Lors de l’examen de la loi HADOPI, la loi favorisant la diffusion et la protection de la création sur internet, combien de fois ai-je entendu qu’il ne fallait surtout pas légiférer, qu’il ne pouvait y avoir qu’une réponse européenne ou internationale et qu’il ne fallait pas faire un texte franco-français !
Un débat public a eu lieu ; on a adopté une loi, qui ne répond pas à toutes les problématiques liées au piratage, tant s’en faut, mais qui comporte des avancées, lesquelles ont d’ailleurs été copiées par un certain nombre de pays. Ce texte a permis de sensibiliser l’Europe à la question du piratage et, plus largement, à celle de la protection des droits d’auteur. Aussi, nous avons vraiment un rôle à jouer : nous devons nous saisir d’un certain nombre de sujets et adopter des dispositions qui s’appliqueront sur notre territoire. Cela nous permettra d’être en quelque sorte des aiguillons, puis des leaders au niveau européen.

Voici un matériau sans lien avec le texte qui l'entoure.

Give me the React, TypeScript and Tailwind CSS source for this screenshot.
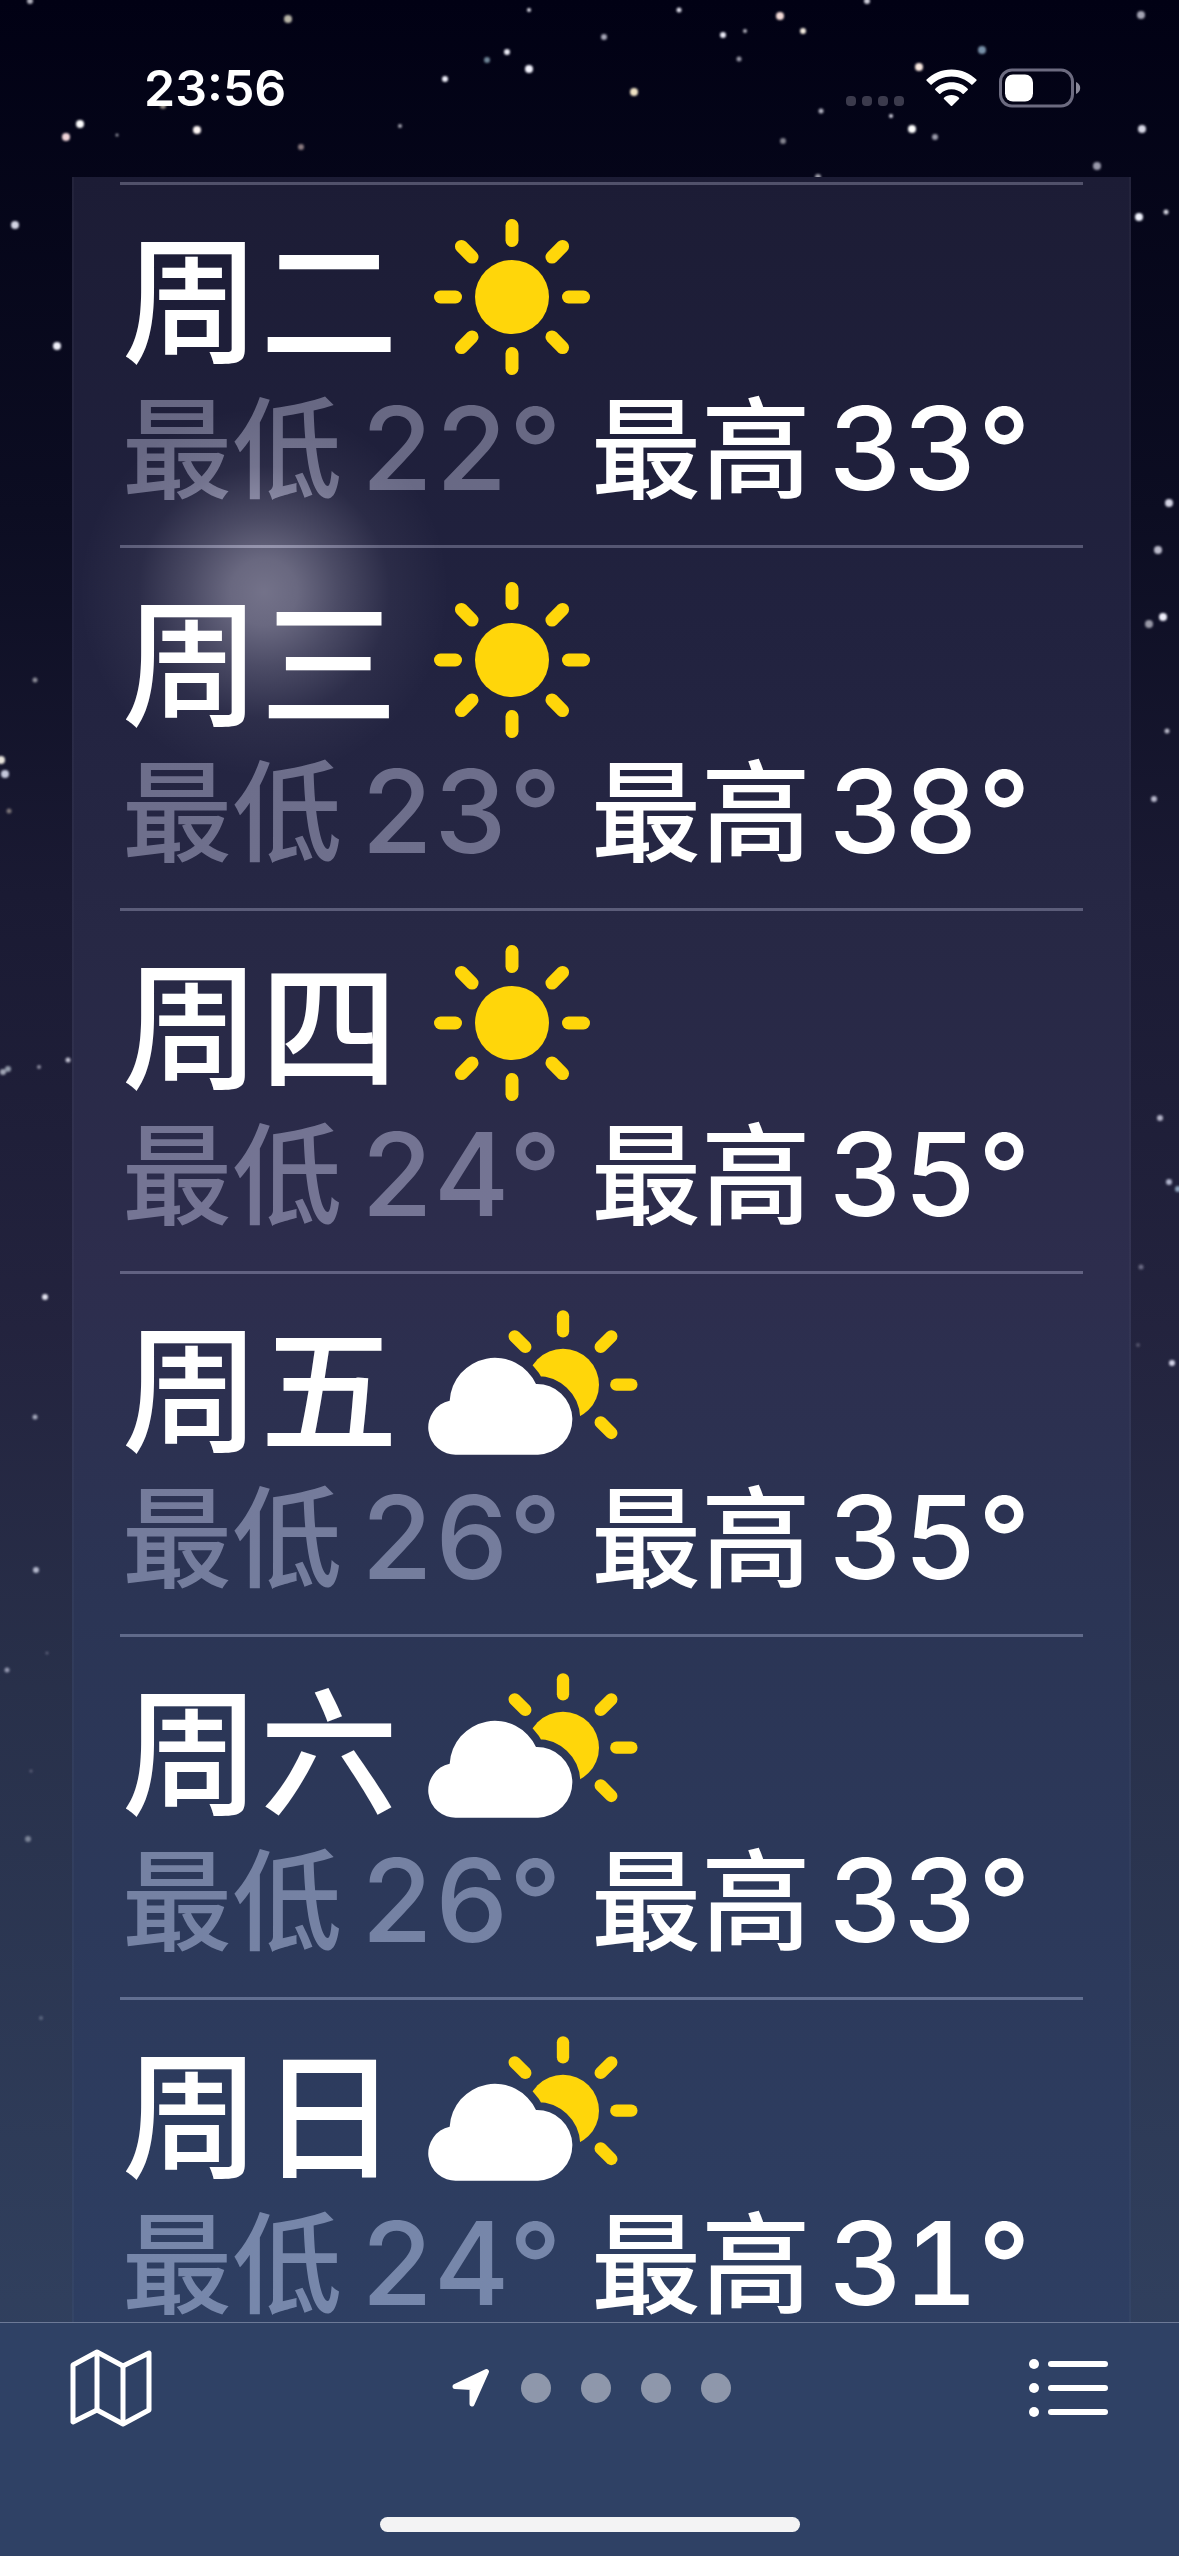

Monsieur Assouline, vous avez raison, les courriers électroniques, les messageries telles que WhatsApp et autres posent évidemment des problèmes spécifiques en ce qu’ils relèvent de ce que l’on appelle la correspondance privée. Il est vrai que le texte ne répond pas particulièrement à cette question. Pour autant, il répond à d’autres problématiques, qui, si ce texte n’était pas adopté ou s’il ne s’appliquait pas, n’en auraient trouvé aucune. Je vous invite à travailler ensemble pour trouver des réponses à cette véritable question de la manipulation des correspondances privées, qui s’est posée au Brésil.
Par ailleurs, le devoir de coopération prévu par le texte, monsieur Assouline, n’est pas limité aux périodes électorales, pas plus qu’il ne prévoit que le CSA aura moins de pouvoirs à l’égard des chaînes étrangères. Le texte réunit une pluralité de situations ; il traite d’une pluralité de situations et il répond à une pluralité de menaces en présence dans le débat public.
Monsieur Ravier, vos attaques – c’est là d’ailleurs une pratique assez régulière de la part de votre parti politique –…
M. Roland Courteau. Mais non, mais non ! (Sourires sur les travées du groupe socialiste et républicain.)
M. Franck Riester, ministre. … sont inadmissibles.
Dès ma prise de fonctions, j’ai réaffirmé la nécessité de protéger les journalistes, ainsi que la liberté et le pluralisme de la presse ; c’est fondamental. Je me suis exprimé devant le Syndicat national des journalistes, pour dire que je serai toujours du côté du journalisme, ainsi que de la liberté et du pluralisme de la presse. Cela ne signifie pas que les journalistes seront exempts de toute critique. Je souhaite que l’on trouve le meilleur dispositif possible en matière de déontologie.
C’est pour cette raison que j’ai confirmé la mission confiée à M. Hoog sur la création d’un conseil de déontologie de la presse. Plus largement, il faut prévoir des dispositifs permettant de mieux traiter, si je puis dire, de la déontologie des journalistes. Pour autant, face à ce que l’on voit dans un certain nombre de pays, nous, responsables politiques, devons collectivement être derrière les journalistes, à leurs côtés, afin de préserver la liberté et le pluralisme de la presse.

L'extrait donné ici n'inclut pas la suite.